Okula göre bu çocuğun en büyük eksiği, muhtemelen yaptığı devamsızlıklar ve bazı derslerden aldığı düşük notlar ve belki de kılık kıyafeti…

Eğer okulda, tek tip üniforma ile bahçede asker gibi hizaya girip, öğretmen geldiğinde de ayağa kalkarak onun “günaydın” selamına hep bir ağızdan “sağ ol” şeklinde cevap vererek azami derecede disiplinli ve itaatkâr bir öğrenci olursanız, başarılı, efendi ve çok iyi bir öğrenci olarak makbul görünüyorsunuz.

Çünkü okul, itaatkâr, uysal, disiplinli ve resmi ideolojiye uygun bir kafaya sahip öğrencileri sever.

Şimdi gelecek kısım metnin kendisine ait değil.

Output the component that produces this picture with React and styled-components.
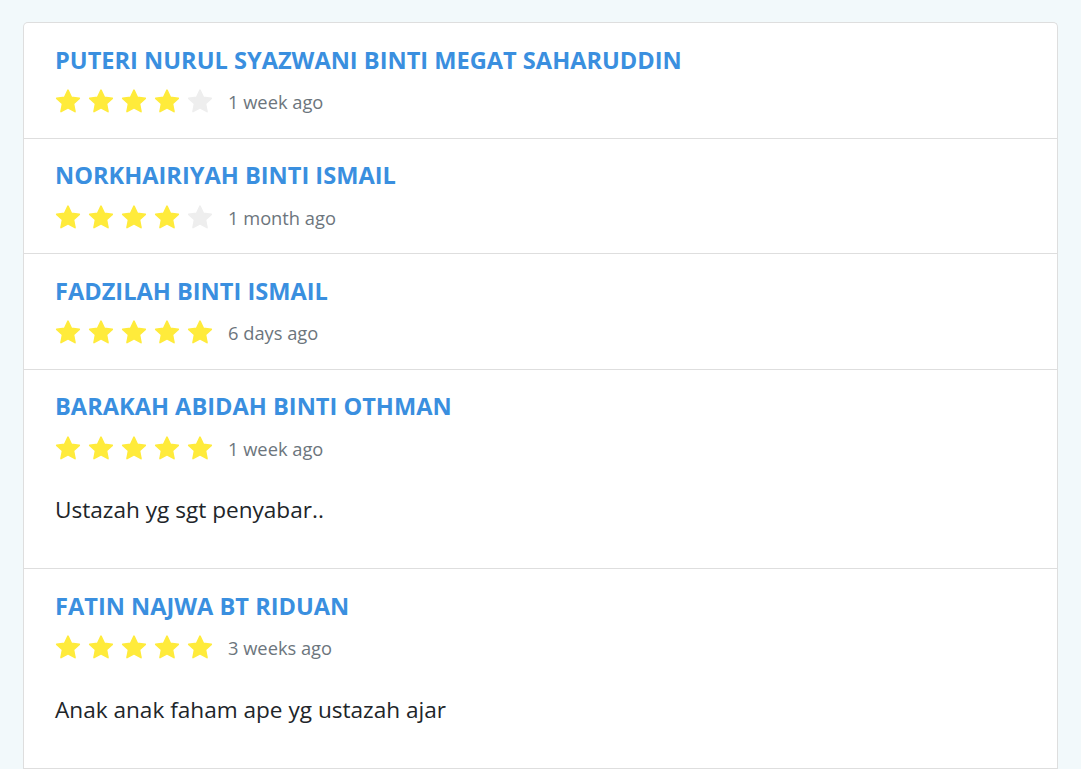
import React from "react";
import styled, { createGlobalStyle } from "styled-components";

const Global = createGlobalStyle`
  html, body { margin: 0; padding: 0; }
  body {
    background: #f2f9fb;
    font-family: "Open Sans", "Noto Sans", sans-serif;
  }
`;

const Page = styled.div`
  padding: 22px 23px 0 23px;
`;

const Card = styled.div`
  background: #ffffff;
  border: 1px solid #dedede;
  border-bottom: none;
  border-radius: 5px 5px 0 0;
`;

const Item = styled.div`
  padding: 20.5px 31px 23px 31px;
  border-bottom: 1px solid #dedede;
`;

const Name = styled.div`
  color: #3a8fdf;
  font-weight: 700;
  font-size: 23.6px;
  line-height: 32px;
`;

const Meta = styled.div`
  display: flex;
  align-items: center;
  margin-top: 13px;
  height: 26px;
`;

const Stars = styled.div`
  display: flex;
  gap: 7px;
`;

const When = styled.span`
  margin-left: 15px;
  color: #6c757d;
  font-size: 18.3px;
`;

const Body = styled.p`
  margin: 34px 0 20px 0;
  font-size: 22.6px;
  color: #212529;
  line-height: 30px;
`;

const Star = ({ on }) => (
  <svg width="26" height="25" viewBox="0 0 26 25">
    <path
      d="M13 1.2 L16.4 8.3 L24.3 9.3 L18.5 14.7 L20 22.6 L13 18.8 L6 22.6 L7.5 14.7 L1.7 9.3 L9.6 8.3 Z"
      fill={on ? "#ffeb3b" : "#eeeeee"}
      stroke={on ? "#ffeb3b" : "#eeeeee"}
      strokeWidth="1.6"
      strokeLinejoin="round"
    />
  </svg>
);

const reviews = [
  { name: "PUTERI NURUL SYAZWANI BINTI MEGAT SAHARUDDIN", rating: 4, when: "1 week ago" },
  { name: "NORKHAIRIYAH BINTI ISMAIL", rating: 4, when: "1 month ago" },
  { name: "FADZILAH BINTI ISMAIL", rating: 5, when: "6 days ago" },
  { name: "BARAKAH ABIDAH BINTI OTHMAN", rating: 5, when: "1 week ago", text: "Ustazah yg sgt penyabar.." },
  { name: "FATIN NAJWA BT RIDUAN", rating: 5, when: "3 weeks ago", text: "Anak anak faham ape yg ustazah ajar" },
];

export default function App() {
  return (
    <>
      <Global />
      <Page>
        <Card>
          {reviews.map((r, i) => (
            <Item key={i}>
              <Name>{r.name}</Name>
              <Meta>
                <Stars>
                  {[0, 1, 2, 3, 4].map((s) => (
                    <Star key={s} on={s < r.rating} />
                  ))}
                </Stars>
                <When>{r.when}</When>
              </Meta>
              {r.text && <Body>{r.text}</Body>}
            </Item>
          ))}
        </Card>
      </Page>
    </>
  );
}
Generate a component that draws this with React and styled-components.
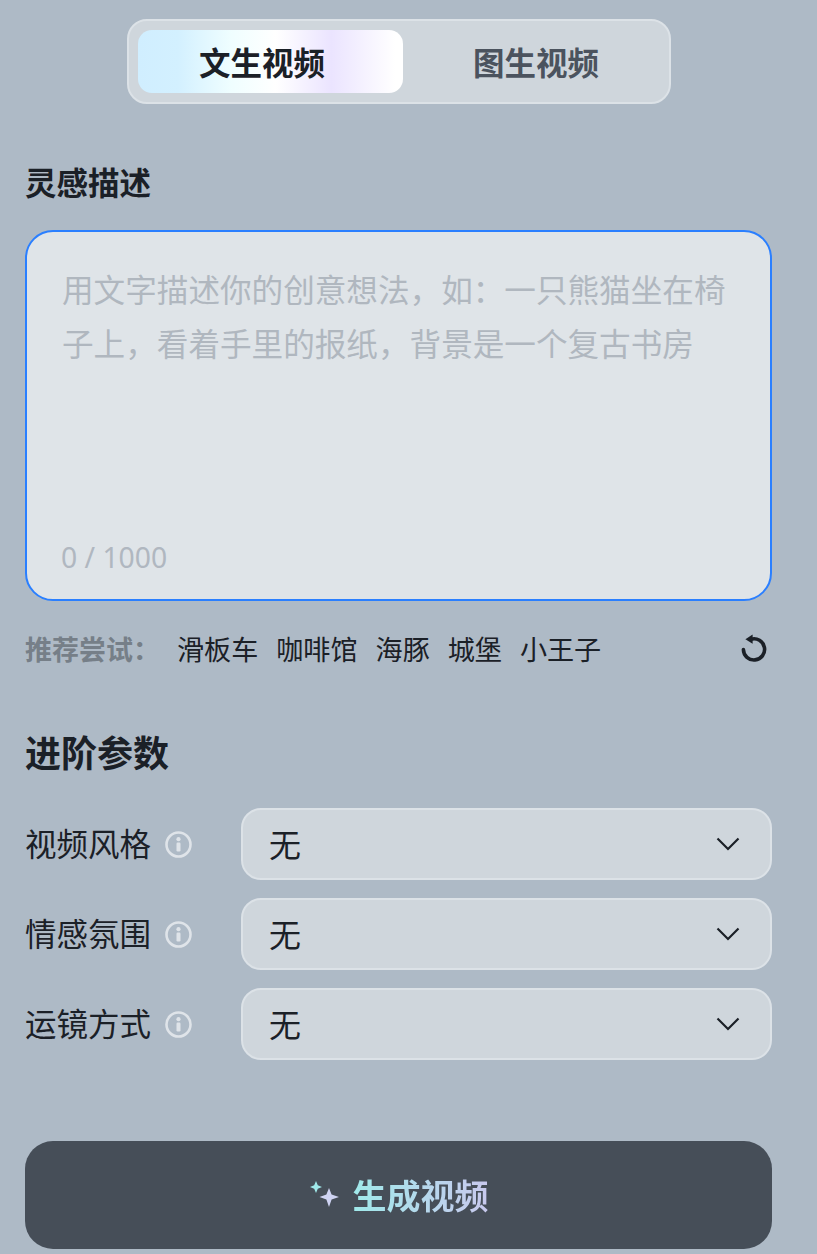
import React from 'react'
import styled, { createGlobalStyle } from 'styled-components'

const Global = createGlobalStyle`
  html, body { margin: 0; padding: 0; background: #aebac6; }
  body { font-family: "Noto Sans CJK SC", "Noto Sans", sans-serif; color: #1b2027; }
  * { box-sizing: border-box; }
`

const Page = styled.div`
  width: 817px;
  height: 1254px;
  overflow: hidden;
  padding: 19px 45px 0 25px;
  background: #aebac6;
`

const Tabs = styled.div`
  display: flex;
  width: 544px;
  height: 85px;
  margin-left: 102px;
  padding: 9px 0 9px 9px;
  border: 2px solid #dce2e7;
  border-radius: 20px;
  background: #cfd6dc;
`

const Tab = styled.div`
  flex: ${p => (p.$active ? '0 0 265px' : '1')};
  display: flex;
  align-items: center;
  justify-content: center;
  height: 63px;
  padding: ${p => (p.$active ? '0 17px 2px 0' : '0 0 2px')};
  border-radius: 14px;
  font-size: 31.5px;
  font-weight: 700;
  color: ${p => (p.$active ? '#1b2027' : '#4b535e')};
  background: ${p => (p.$active
    ? 'linear-gradient(90deg, #d0eeff 0%, #d3f0ff 15%, #effeff 35%, #ffffff 52%, #ebe4ff 73%, #ffffff 97%)'
    : 'transparent')};
`

const Title = styled.div`
  margin-top: 54px;
  height: 46px;
  line-height: 46px;
  font-size: 31.5px;
  font-weight: 700;
`

const Prompt = styled.div`
  position: relative;
  height: 371px;
  margin-top: 26px;
  padding: 29px 20px 0 35px;
  border: 2px solid #2a7fff;
  border-radius: 28px;
  background: #dfe4e8;
  font-size: 31.6px;
  line-height: 54px;
  color: #b0b7bf;
`

const Counter = styled.div`
  position: absolute;
  left: 34px;
  bottom: 22px;
  font-family: "Noto Sans", sans-serif;
  font-size: 28.3px;
  line-height: 40px;
  color: #b0b7c0;
`

const Suggest = styled.div`
  display: flex;
  align-items: center;
  height: 40px;
  margin-top: 27px;
  padding-right: 4px;
`

const SuggestLabel = styled.span`
  width: 152px;
  font-size: 27px;
  font-weight: 700;
  color: #767f88;
`

const Chips = styled.div`
  display: flex;
  flex: 1;
  gap: 18px;
`

const Chip = styled.span`
  font-size: 27.1px;
  color: #1b2027;
`

const Heading = styled.div`
  margin-top: 57px;
  height: 52px;
  line-height: 52px;
  font-size: 36px;
  font-weight: 700;
`

const Params = styled.div`
  display: flex;
  flex-direction: column;
  gap: 18px;
  margin-top: 31px;
`

const Row = styled.div`
  display: flex;
  align-items: center;
  height: 72px;
`

const RowLabel = styled.div`
  display: flex;
  align-items: center;
  gap: 14px;
  width: 216px;
  font-size: 31.5px;
`

const RowLabelText = styled.span`
  margin-bottom: 5px;
`

const Select = styled.div`
  flex: 1;
  display: flex;
  align-items: center;
  justify-content: space-between;
  height: 72px;
  padding: 0 30px 2px 26px;
  border: 2px solid #dce2e7;
  border-radius: 20px;
  background: #cfd6dc;
  font-size: 32px;
`

const SelectArrow = styled.svg`
  margin-top: 2px;
`

const Generate = styled.div`
  display: flex;
  align-items: center;
  justify-content: center;
  gap: 12px;
  height: 108px;
  margin-top: 81px;
  border-radius: 28px;
  background: #464e58;
`

const GenerateText = styled.span`
  margin-bottom: 2px;
  font-size: 34px;
  font-weight: 700;
  color: transparent;
  background: linear-gradient(90deg, #a0e9ea 0%, #c9c9ee 100%);
  -webkit-background-clip: text;
  background-clip: text;
`

const Info = () => (
  <svg width="27" height="27" viewBox="0 0 27 27" fill="none">
    <circle cx="13.5" cy="13.5" r="12" stroke="#dfe4e9" strokeWidth="2.6" />
    <circle cx="13.5" cy="8.2" r="2.1" fill="#dfe4e9" />
    <rect x="11.5" y="11.5" width="4" height="9" rx="1.2" fill="#dfe4e9" />
  </svg>
)

const Chevron = () => (
  <SelectArrow width="24" height="14" viewBox="0 0 24 14" fill="none">
    <path d="M1.5 1.5 L12 12 L22.5 1.5" stroke="#1b2027" strokeWidth="2.2" />
  </SelectArrow>
)

const Refresh = () => (
  <svg width="28" height="28" viewBox="0 0 28 28" fill="none">
    <path d="M11 5.2 A10.6 10.6 0 1 1 3.4 15.5" stroke="#1b2027" strokeWidth="3.6" strokeLinecap="round" />
    <path d="M12.6 0.6 L12.6 9.8 L5.4 5.2 Z" fill="#1b2027" />
  </svg>
)

const Sparkle = () => (
  <svg width="32" height="30" viewBox="0 0 32 30">
    <path d="M7 1 L8.8 5.2 L13 7 L8.8 8.8 L7 13 L5.2 8.8 L1 7 L5.2 5.2 Z" fill="#a0e9ea" />
    <path d="M20 8 L22.6 14.4 L30 17 L22.6 19.6 L20 27 L17.4 19.6 L10.5 17 L17.4 14.4 Z" fill="#cfd3f2" />
  </svg>
)

const params = ['视频风格', '情感氛围', '运镜方式']
const chips = ['滑板车', '咖啡馆', '海豚', '城堡', '小王子']

export default function App() {
  return (
    <Page>
      <Global />
      <Tabs>
        <Tab $active>文生视频</Tab>
        <Tab>图生视频</Tab>
      </Tabs>
      <Title>灵感描述</Title>
      <Prompt>
        用文字描述你的创意想法，如：一只熊猫坐在椅子上，看着手里的报纸，背景是一个复古书房
        <Counter>0 / 1000</Counter>
      </Prompt>
      <Suggest>
        <SuggestLabel>推荐尝试：</SuggestLabel>
        <Chips>
          {chips.map(c => <Chip key={c}>{c}</Chip>)}
        </Chips>
        <Refresh />
      </Suggest>
      <Heading>进阶参数</Heading>
      <Params>
        {params.map(p => (
          <Row key={p}>
            <RowLabel><RowLabelText>{p}</RowLabelText><Info /></RowLabel>
            <Select>无<Chevron /></Select>
          </Row>
        ))}
      </Params>
      <Generate>
        <Sparkle />
        <GenerateText>生成视频</GenerateText>
      </Generate>
    </Page>
  )
}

Atakan ise ülkedeki en büyük eksikliğin düşünce ve tarih bilinci olduğunu ifade ederek okullara felsefe ve tarih dersinin konulmasını talep ediyor.

En önemlisi de; “Okuldan önce ayrıca bir ahlak, terbiye ve saygı eğitimi verilmesi gerekiyor” diyor. Günlerce kendisiyle dalga geçen ve aşağılayan insanları düşünecek olursak pek de haksız sayılmaz.

Atakan’ın 10 yaşında bir çocuk olduğu gerçeğini kabul ettikten sonra -medyanın da kışkırtmasıyla- bazı olumsuz tavırlar içerisinde bulunabileceğini ya da hata yapabileceğini hatta düşüncelerinde gelgitler yasabileceğini unutmayalım.

Medya bu çocuktan bir canavar yaratma gayreti içerisinde olacağına onu emin ellerde ülkeye faydalı olması noktasında teşvik etmelidir.

Nitekim bu konuda en sağlıklı açıklama, işin ehli olan Milli Eğitim Bakanı Ziya Selçuk’tan geldi. Ve ben de bir nebze olsun rahatladım.

Yazımın en başındaki hikâyeye dönecek olursak; henüz kimseden, yetenekleri körelten eğitim sistemine yönelik bir eleştiri gelmedi. Ülkede okuyan, çizen, idealleri olan çok zeki öğlencilerimiz var. Atakan da dâhil hepsi bizim evlatlarımız. İyi ki varlar.

Bu çocuklar milli eğitim sistemine rağmen ortaya çıkıyorlar. Oysa eğitimin birinci vazifesi; bireyin yeteneklerini keşfetmek değil miydi?